In the early 1990s, prominent feminists argued there was a media-driven backlash against the women’s movement, and it risked losing some of the momentum gained in the 1970s.
Then along came the Spice Girls to make “Girl Power” fun, and palatable, again.
“If you want my future, forget my past,” sang Posh, Baby, Scary, Ginger and Sporty.
It turns out it wasn’t just their predominantly teen-girl fan base who thought the way forward was through exclaiming “You go girl!”, it was marketers looking for a fresh take on how to sell the same old stuff, with a new pro-female spin.
So addicted have advertisers become to using the rhetoric of empowerment that it is now used to sell everything from cleaning products (“Get the power — the power to clean anything”) super-elastic, stomach-sucking knickers (“Spanx — Power Panties”, insert pictures of svelte women posing with arms on hips), cosmetics (Bobbie Brown’s “Pretty Powerful” range) and even workshops for teen girls that claim to want to empower teens via fashion makeovers.
Because nothing says equality quite like learning what colours best suit your skin-tone, or how to dress to maximise those socially acceptable curves, and to minimise the male gaze’s exposure to others.
Yet when marketers tackle sexism convincingly, their campaigns become viral sensations.
The Dove “Real Beauty” campaign has been running for more than a decade and is considered the industry leader in this genre; their 2013 “Real Beauty Sketches” commercial remains the most watched video ad of all time.
Feminine hygiene company Always’ “Like a Girl” campaign exposed the destructive impact messages we give to tweens about what being a young woman means can have on self-esteem; it has had more than 63 million views on YouTube.

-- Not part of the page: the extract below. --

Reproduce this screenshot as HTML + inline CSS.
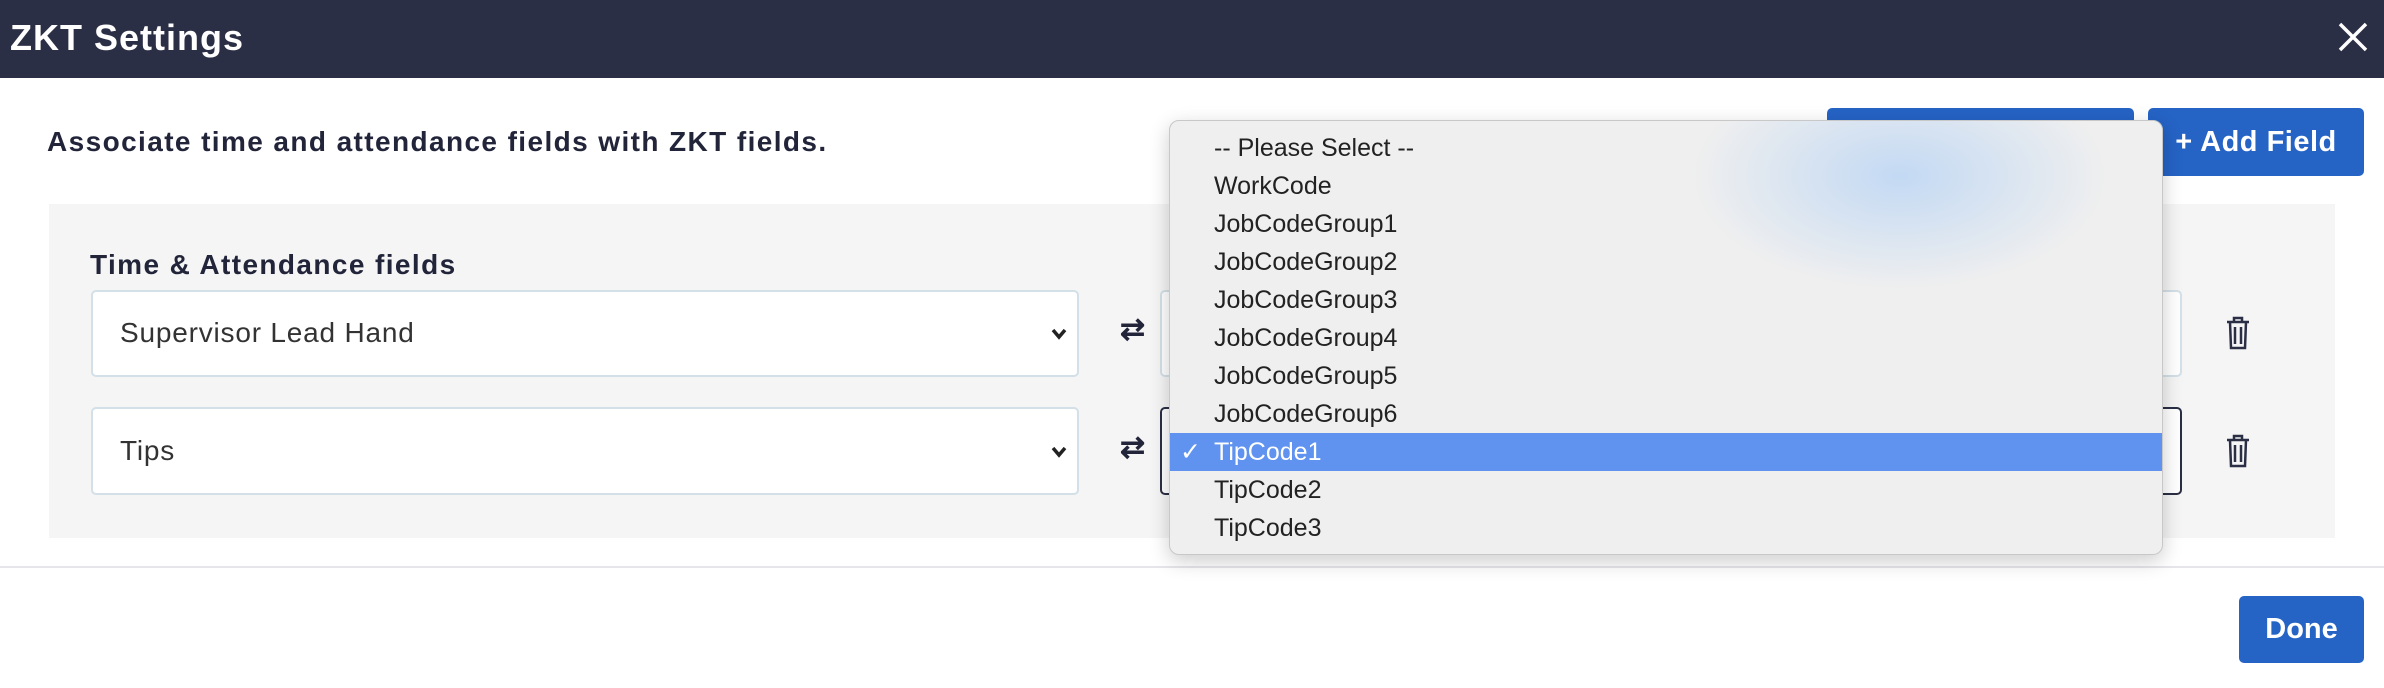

Although many find it hard to believe Dove’s parent company Unilever is genuine in their commitment to fostering positive body image (they also sell slimming products, skin whitening creams, and run the notoriously sexist Lynx advertisement campaigns for boys), and some question how Always pushing panty liners is compatible with moving beyond limiting stereotypes about girls, for many of us it seems it is at least easy to get behind messages that build women up, rather than tearing them down.
The new “I’d like to see that” advertisement for the AFL women’s competition harks back to the popular 1994 AFL men’s campaign of the same name, but the female creatives behind this version have ensured it kicks a goal not just for one of the fastest growing sports (the recent television broadcast of an women’s AFL exhibition match reached more than one million viewers), but for team feminism.
The ad features female AFL players in action alongside prominent Australian sporting figures such as Turia Pitt and Cathy Freeman. They tell us they would like to see “girls who never give up” and “more women making Australian sporting history”.
It is incredibly inspiring (only the most hardened misogynist could fail to be moved by the shot of Melbourne captain Nathan Jones holding his giggling little girl in his arms and declaring: “Our daughters wearing our numbers one day? I’d like to see that”).
But what makes it unique is that it isn’t selling pop music, lotions or sanitary pads. It’s selling female participation in sport and their right to be taken seriously.
In the week since the ad was launched it has racked up more than 300,000 views online. Last weekend the millions who participated globally in the women’s marches proved the push towards equality has well and truly regained momentum.
Feminism is alive, hitting the streets and demanding more. What more would I like to see the women’s movement do? For a kick off, I’d like to see us move beyond messages of faux empowerment.